After a long week of Easter and massive amounts of peer reviewing, I am returning to reproducing the results in Y. Panagakis, C. Kotropoulos, and G. R. Arce, “Music genre classification via sparse representations of auditory temporal modulations,” in Proc. European Signal Process. Conf., (Glasgow, Scotland), pp. 1-5, Aug. 2009; Y. Panagakis, C. Kotropoulos, and G. R. Arce, “Music genre classification using locality preserving non-negative tensor factorization and sparse representations,” in Proc. Int. Soc. Music Info. Retrieval Conf., pp. 249-254, Kobe, Japan, Oct. 2009; Y. Panagakis, C. Kotropoulos, and G. R. Arce, “Non-negative multilinear principal component analysis of auditory temporal modulations for music genre classification,” IEEE Trans. Acoustics, Speech, Lang. Process., vol. 18, pp. 576-588, Mar. 2010. We have received some help from the authors and are eagerly awaiting the necessary details to get moving again.

The first thing we need to know is this business about a “bank of 96 overlapping bandpass filters with center frequencies uniformly distributed … over four octaves.” In Part 1, we assumed this begins at 100 Hz, which means four octaves later is only 1.6 kHz. But this doesn’t appear to be the case. In Fig. 2 of their TASLP paper, we see the following image of an auditory spectrogram (AS):

Just by luck I found this is from the first example of blues music in the Tzanetakis dataset.

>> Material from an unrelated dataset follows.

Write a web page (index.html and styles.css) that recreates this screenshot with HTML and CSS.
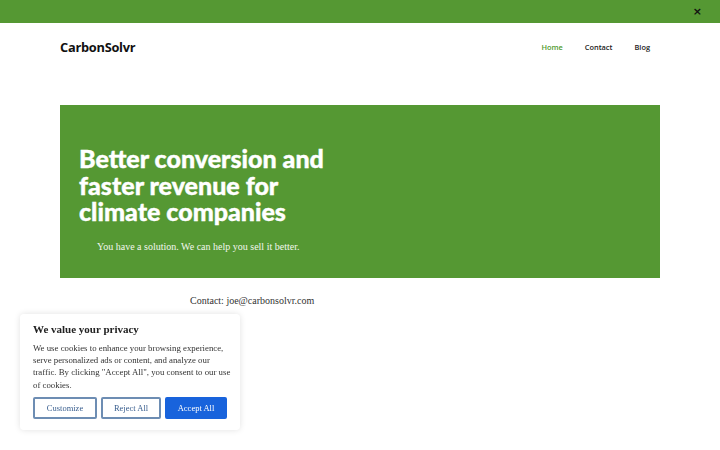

Below I show the short-time Fourier transform of the first 3 seconds of this music. The resemblance between the two is quite clear. However, while the frequency axis on the spectogram is spaced linearly, that in the AS is logarithmic. Also, the units on the x-axis of the AS do not appear to be time in seconds. (The y-axis are just filterbank outputs with increasing center frequency.)

By comparing these two figures, I want to find at which frequency the four octaves begins — assuming that the image of the AS truly reflects the feature extraction process. I can see from the fundamental of the note centered at 2 seconds (approx. 275 Hz) that the lowest center frequency of the filterbank has to be less than 200 Hz. So my initial assumption of 100 Hz may not be that poor. The first harmonic, which I assume to be an octave above the fundamental (I see it is around 550 Hz), should be 24 filterbank channels higher than the fundamental if we have 24 filters per octave. But in the AS image, it only appears to be 12. Furthermore, in the AS image I count at least 9 harmonics of that note, which means that highest filterbank center frequency must be higher than about 2.5 kHz.

All this leads me to conclude that the authors actually use 12 filters each octave, stretching over 8 octaves. Since they resample each signal to 16 kHz, I don’t think it unreasonable to create a constant-Q filterbank with 12 bands each octave, stretching from 20 to 5120 Hz. The highest the lowest frequency can go is 31.25 Hz because we will exceed the Nyquist frequency.

Tomorrow, I will tackle the constant-Q filterbank issue. The authors stated to me that their tests with a Gammatone filterbank did not produce as good results as with the constant-Q filterbank… which makes me wonder why we should put effort into mimicking the human auditory system here when the filters that best model the cochlea are not as good as others.